One of the candidates vying to be the next leader of the Conservative Party of Canada is hoping to gain new supporters in the North.
Patrick Brown, one of six hopefuls in the Conservative leadership race, visited residents in Whitehorse and Yellowknife over the weekend to encourage them to register as party members ahead of the September 10 vote.
His countrywide campaign has focused on attracting new Canadians and ethnic minorities, with promises of a more inclusive Conservative party.
“I want to go to every corner of the country to build a much larger, multi-faith, multicultural Conservative party,” Brown told Cabin Radio.
While in Yellowknife on Sunday, Brown met with members of the city’s Muslim community and Chinese association at the Javaroma café before heading to Mainstreet Pizza.
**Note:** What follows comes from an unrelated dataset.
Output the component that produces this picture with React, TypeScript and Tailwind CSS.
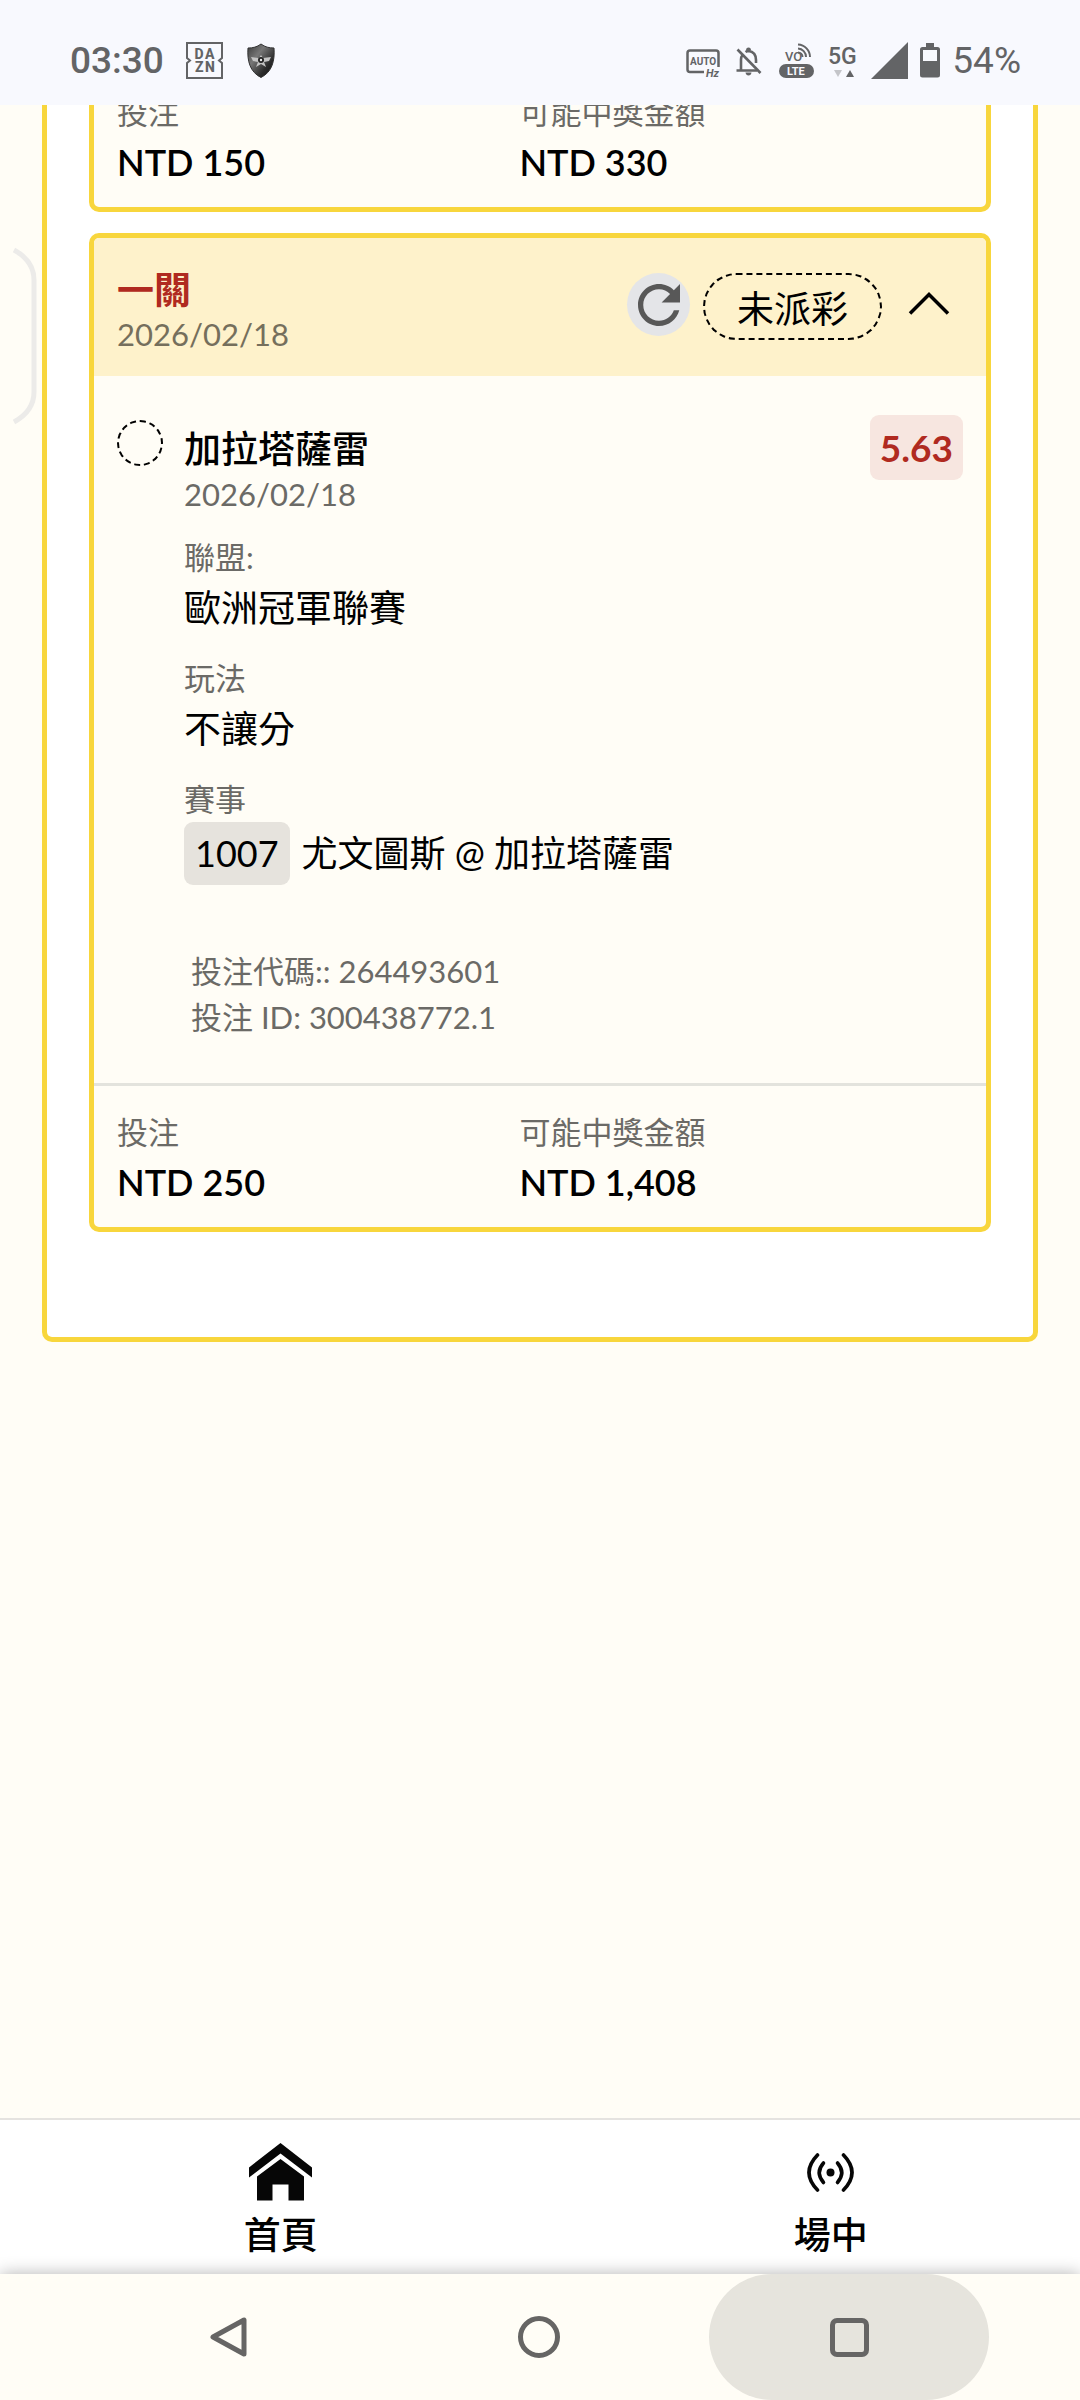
import { useState } from "react";
import type { ReactNode } from "react";

interface Bet {
  stake: string;
  payout: string;
}

// Status bar icons and clock
function StatusBar() {
  return (
    <header className="relative z-10 flex h-[105px] shrink-0 items-center justify-between bg-[#f8f9fe] pt-4 pr-[59px] pl-[70px] font-['Roboto','Liberation_Sans',sans-serif] text-[37px] leading-10 text-[#636466]">
      <div className="flex items-center">
        <time className="font-medium">03:30</time>
        <svg className="ml-[22px]" width="37" height="37" viewBox="0 0 37 37" fill="none" stroke="currentColor" strokeWidth="2">
          <path d="M1 1H36V16L33 18.500L36 21V36H1V21L4 18.500L1 16Z" />
          <g fill="currentColor" stroke="none" fontFamily="Roboto" fontWeight="800" fontSize="14">
            <text x="8.500" y="17">D</text>
            <text x="19" y="17">A</text>
            <text x="9" y="30">Z</text>
            <text x="19" y="30">N</text>
          </g>
        </svg>
        <svg className="ml-6" width="29" height="35" viewBox="0 0 29 35">
          <defs>
            <linearGradient id="shield" x1="0" y1="0" x2="1" y2="1">
              <stop offset="0" stopColor="#3a3a3a" />
              <stop offset="0.350" stopColor="#777" />
              <stop offset="0.700" stopColor="#2c2c2c" />
              <stop offset="1" stopColor="#111" />
            </linearGradient>
          </defs>
          <path d="M14 1C10 4 6 5 1 5C0 18 3 29 14 34.500C25 29 28 18 27 5C22 5 18 4 14 1Z" fill="url(#shield)" stroke="#333" />
          <path d="M4 14L12 15L14 12L16 15L24 14L22 18L17 19L19 24L14 21L9 24L11 19L6 18Z" fill="#c4c4c4" />
          <circle cx="14" cy="17" r="3" fill="#222" />
          <circle cx="14" cy="17" r="1.200" fill="#eee" />
        </svg>
      </div>

      <div className="flex items-center gap-3">
        <svg width="38" height="36" viewBox="0 0 38 36" fill="none" stroke="currentColor" strokeWidth="2.500">
          <path d="M19 29H5Q2.500 29 2.500 26.500V10Q2.500 7.500 5 7.500H31Q33.500 7.500 33.500 10V24" />
          <g fill="currentColor" stroke="none" fontFamily="Roboto" fontWeight="700">
            <text x="5" y="22" fontSize="10">AUTO</text>
            <text x="21" y="34" fontSize="11" fontStyle="italic">Hz</text>
          </g>
        </svg>
        <svg width="32" height="36" viewBox="0 0 32 36" fill="none" stroke="currentColor" strokeWidth="2.600">
          <path d="M2.500 6.500L25.500 30" />
          <path d="M1.500 27.500H22M6 27V16.500Q6 14 7.500 12M10.500 9Q12 8 13.500 8Q21 9 21 17V20" />
          <path d="M11 7.500Q11 4.500 13.500 4.500Q16 4.500 16 7.500Z" fill="currentColor" stroke="none" />
          <path d="M10.500 29.500H16.500Q16 32.500 13.500 32.500Q11 32.500 10.500 29.500Z" fill="currentColor" stroke="none" />
        </svg>
        <svg width="37" height="36" viewBox="0 0 37 36" fill="none" stroke="currentColor" strokeWidth="2">
          <path d="M19 1.500A12.500 12.500 0 0 1 31 14M19 5.500A8.500 8.500 0 0 1 27 14M19 9.500A4.500 4.500 0 0 1 23.500 14" />
          <rect x="0" y="21" width="35" height="14" rx="7" fill="currentColor" stroke="none" />
          <g fill="currentColor" stroke="none" fontFamily="Roboto">
            <text x="6" y="18" fontSize="13" fontWeight="500">VO</text>
            <text x="8" y="32" fontSize="11" fontWeight="700" fill="#f8f9fe">LTE</text>
          </g>
        </svg>
        <svg width="31" height="36" viewBox="0 0 31 36" fill="currentColor">
          <text x="0" y="21" fontFamily="Roboto" fontSize="23" fontWeight="500">5G</text>
          <path d="M6 27H14L10 34Z" opacity="0.350" />
          <path d="M18 34H26L22 27Z" />
        </svg>
        <svg width="37" height="37" viewBox="0 0 37 37" fill="currentColor">
          <path d="M37 0V37H0Z" />
        </svg>
        <svg width="20" height="35" viewBox="0 0 20 35" fill="currentColor">
          <path fillRule="evenodd" d="M6 0H14V4H17.500Q20 4 20 6.500V32Q20 34.500 17.500 34.500H2.500Q0 34.500 0 32V6.500Q0 4 2.500 4H6ZM3 7V18H17V7Z" />
        </svg>
        <span>54%</span>
      </div>
    </header>
  );
}

function Totals({ stake, payout }: Bet) {
  return (
    <dl className="flex h-[141px] pt-[23px]">
      <div className="w-[45%] pl-[23px]">
        <dt className="text-[31px] leading-[46px] text-[#6b6a66]">投注</dt>
        <dd className="text-[36px] leading-[54px] font-semibold">{stake}</dd>
      </div>
      <div className="pl-6">
        <dt className="text-[31px] leading-[46px] text-[#6b6a66]">可能中獎金額</dt>
        <dd className="text-[36px] leading-[54px] font-semibold">{payout}</dd>
      </div>
    </dl>
  );
}

function Field({ label, children }: { label: string; children: ReactNode }) {
  return (
    <div className="mb-5">
      <dt className="text-[31px] leading-[46px] text-[#6b6a66]">{label}</dt>
      <dd className="text-[37px] leading-[55px]">{children}</dd>
    </div>
  );
}

function BetCard({ stake, payout }: Bet) {
  const [open, setOpen] = useState(true);

  return (
    <article className="mt-[21px] overflow-hidden rounded-[10px] border-5 border-[#f8d63c] bg-[#fffdf6]">
      <div className="flex h-[138px] items-start justify-between bg-[#fef2cb] px-[23px] pt-[31px]">
        <div>
          <h2 className="text-[37px] leading-[42px] font-bold text-[#b02a20]">一關</h2>
          <p className="text-[31px] leading-[46px] text-[#756f5c]">2026/02/18</p>
        </div>
        <div className="mt-1 flex items-start gap-[13px]">
          <button type="button" aria-label="重新整理" className="flex size-[63px] items-center justify-center rounded-full bg-[#e4e5e8]">
            <svg width="42" height="42" viewBox="4 4 16 16" fill="#585858">
              <path d="M17.650 6.350C16.200 4.900 14.210 4 12 4c-4.420 0-7.990 3.580-7.990 8s3.570 8 7.990 8c3.730 0 6.840-2.550 7.730-6h-2.080c-.82 2.330-3.040 4-5.650 4-3.310 0-6-2.690-6-6s2.690-6 6-6c1.660 0 3.140.69 4.220 1.780L13 11h7V4l-2.350 2.350z" />
            </svg>
          </button>
          <span className="rounded-full border-2 border-dashed border-black px-8 pt-[6px] pb-[2px] text-[37px] leading-[55px]">未派彩</span>
          <button
            type="button"
            aria-label="展開或收合"
            aria-expanded={open}
            onClick={() => setOpen(!open)}
            className="flex h-[63px] w-[68px] items-center justify-center"
          >
            <svg className={open ? "" : "rotate-180"} width="42" height="42" viewBox="0 0 42 42" fill="none" stroke="black" strokeWidth="3.500">
              <path d="M2 29.500L21 10.500L40 29.500" />
            </svg>
          </button>
        </div>
      </div>

      {open && (
        <div className="flex items-start gap-[21px] border-b-3 border-[#e3e3dd] px-[23px] pt-[39px] pb-[43px]">
          <span className="mt-[5px] size-[46px] shrink-0 rounded-full border-2 border-dashed border-black" />
          <div className="flex-1">
            <h3 className="mt-3 text-[37px] leading-[44px] font-medium">加拉塔薩雷</h3>
            <p className="mb-[17px] text-[31px] leading-[46px] text-[#6b6a66]">2026/02/18</p>
            <dl>
              <Field label="聯盟:">歐洲冠軍聯賽</Field>
              <Field label="玩法">不讓分</Field>
              <Field label="賽事">
                <div className="flex items-center gap-3 text-[36px]">
                  <span className="rounded-[9px] bg-[#e6e3dd] px-[11px] py-1">1007</span>
                  <span>尤文圖斯 @ 加拉塔薩雷</span>
                </div>
              </Field>
            </dl>
            <div className="mt-[63px] pl-[7px] text-[31px] leading-[46px] text-[#6b6a66]">
              <p>投注代碼:: 264493601</p>
              <p>投注 ID: 300438772.1</p>
            </div>
          </div>
          <strong className="rounded-[9px] bg-[#f7e6e0] px-[10px] py-[5px] text-[37px] leading-[55px] font-bold text-[#b02a20]">5.63</strong>
        </div>
      )}
      <Totals stake={stake} payout={payout} />
    </article>
  );
}

function TabBar() {
  return (
    <nav className="grid h-[156px] shrink-0 grid-cols-[52%_48%] border-t-2 border-[#e5e3e0] bg-white text-[37px] leading-[55px] font-medium">
      <a href="#home" className="flex flex-col items-center pt-[23px]">
        <svg width="63" height="58" viewBox="0 0 63 58" fill="#060606">
          <path d="M31.500 0L63 24.500V34.500L31.500 10.500L0 34.500V24.500Z" />
          <path d="M31.500 16L55 33.500V57.500H39.500V41.500H23.500V57.500H8V33.500Z" />
        </svg>
        <span className="mt-[6px]">首頁</span>
      </a>
      <a href="#live" className="flex flex-col items-center pt-[23px] pl-5">
        <svg width="63" height="58" viewBox="0 0 63 58" fill="none" stroke="#060606" strokeWidth="3.600" strokeLinecap="round">
          <circle cx="31.500" cy="29.500" r="4" fill="#060606" stroke="none" />
          <path d="M24.500 20Q16 29.500 24.500 39.500M38.500 20Q47 29.500 38.500 39.500" />
          <path d="M18.500 12Q1.500 29.500 18.500 47M44.500 12Q61.500 29.500 44.500 47" />
        </svg>
        <span className="mt-[6px]">場中</span>
      </a>
    </nav>
  );
}

// Android navigation keys
function SystemNav() {
  return (
    <div className="relative flex h-[126px] shrink-0 justify-center gap-[30px] bg-[#fffdf6] pr-[2px] shadow-[0_0_16px_rgba(0,0,0,0.3)]">
      <button type="button" aria-label="返回" className="flex w-[280px] items-center justify-center">
        <svg width="42" height="42" viewBox="0 0 42 42" fill="none" stroke="#666564" strokeWidth="5" strokeLinejoin="round">
          <path d="M36 4V38L5 21Z" />
        </svg>
      </button>
      <button type="button" aria-label="主畫面" className="flex w-[280px] items-center justify-center">
        <span className="size-[42px] rounded-full border-5 border-[#666564]" />
      </button>
      <button type="button" aria-label="最近使用" className="flex w-[280px] items-center justify-center rounded-full bg-[#e6e4dd]">
        <span className="size-[39px] rounded-[7px] border-5 border-[#666564]" />
      </button>
    </div>
  );
}

export default function App() {
  return (
    <div className="relative flex min-h-screen flex-col bg-[#fffdf6] font-['Lato','Noto_Sans_CJK_TC',sans-serif] text-black">
      <StatusBar />
      <main className="flex-1 overflow-hidden px-[42px]">
        {/* The list is scrolled, so its first card runs under the status bar */}
        <section className="-mt-12 rounded-b-[10px] border-5 border-t-0 border-[#f8d63c] bg-white px-[42px] pt-1 pb-[105px]">
          <article className="rounded-[10px] border-5 border-[#f8d63c] bg-[#fffdf6]">
            <Totals stake="NTD 150" payout="NTD 330" />
          </article>
          <BetCard stake="NTD 250" payout="NTD 1,408" />
        </section>
      </main>

      {/* Edge panel handle */}
      <svg className="absolute top-[246px] left-3" width="26" height="180" viewBox="0 0 26 180" fill="none" stroke="#ecebe9" strokeWidth="5">
        <path d="M2 4Q22 15 22 34V146Q22 165 2 176" />
      </svg>

      <TabBar />
      <SystemNav />
    </div>
  );
}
Brown, while saying he agrees with the stance of other Conservative politicians on issues like pipelines, tried to differentiate himself as a champion of religious freedom. During a speech to the small crowd, he espoused foreign credential recognition and pledged to expand Canada’s immigration system to address worker shortages and “unlock the economic potential of Canada.”
Some residents voiced skepticism that Brown would be able to change a party they feel has excluded minorities by embracing xenophobic policies.
In response, Brown said: “The answer is leadership.”
“It takes a leader not to buy into the dark side of the internet … Good leaders challenge it.”
Third leader in five years
The Northwest Territories has historically been a challenging riding for the Conservative Party to win. The territory hasn’t had a Conservative MP since 1988, when the region made up the Western Arctic riding alongside parts of what is now Nunavut.
Yet Brown, who has been the mayor of Brampton, Ontario since 2018, said he’s confident he can “break through” to areas that are not traditionally conservative.
If elected as party leader, he said he plans to visit the North regularly and fight for its needs in Parliament.
“Canada needs to have a presence in northern Canada. I think that you have some of the greatest resources in the world in northern Canada,” he said. “I want to make sure that the tools and infrastructure, the federal government are available to make sure we always protect our northern sovereignty.”
This is the third time in five years that Conservatives have had to choose a new leader. Andrew Scheer held the position from 2017 until he stepped down in 2020, followed by Erin O’Toole, who was ousted as party leader in February.
Polls currently suggest Pierre Poilievre, MP for Ontario’s Carleton riding, is the frontrunner, trailed by former Quebec premier Jean Charest. Potential voters have indicated they’re most familiar with Poilievre and Charest compared to other candidates.
While Poilievre is staunchly right-wing, Charest and Brown have positioned themselves as Conservatives with more centrist social values. During a French-language debate earlier this month, CBC reported Brown and Charest teamed up against Poilievre, accusing him of being an extremist who has embraced racists. Poilievre, meanwhile, accused his two opponents of being corrupt. Maclean’s referred to the debate as a “three-way brawl,” with the three other candidates saying little.
Brown repeated barbs against Poilievre during his time in Yellowknife.
Other candidates include Leslyn Lewis, a social conservative and MP for Haldimand-Norfolk since 2021 – who placed third in the last Conservative leadership race – and Roman Baber, a Conservative member of Ontario’s parliament from 2018 to 2022, who gained attention for being kicked out of the provincial party for his stance against Covid-19 lockdowns. Finally, Scott Aitchison, MP of Parry Sound-Muskoka since 2019 and shadow minister for labour, has pledged to end supply management.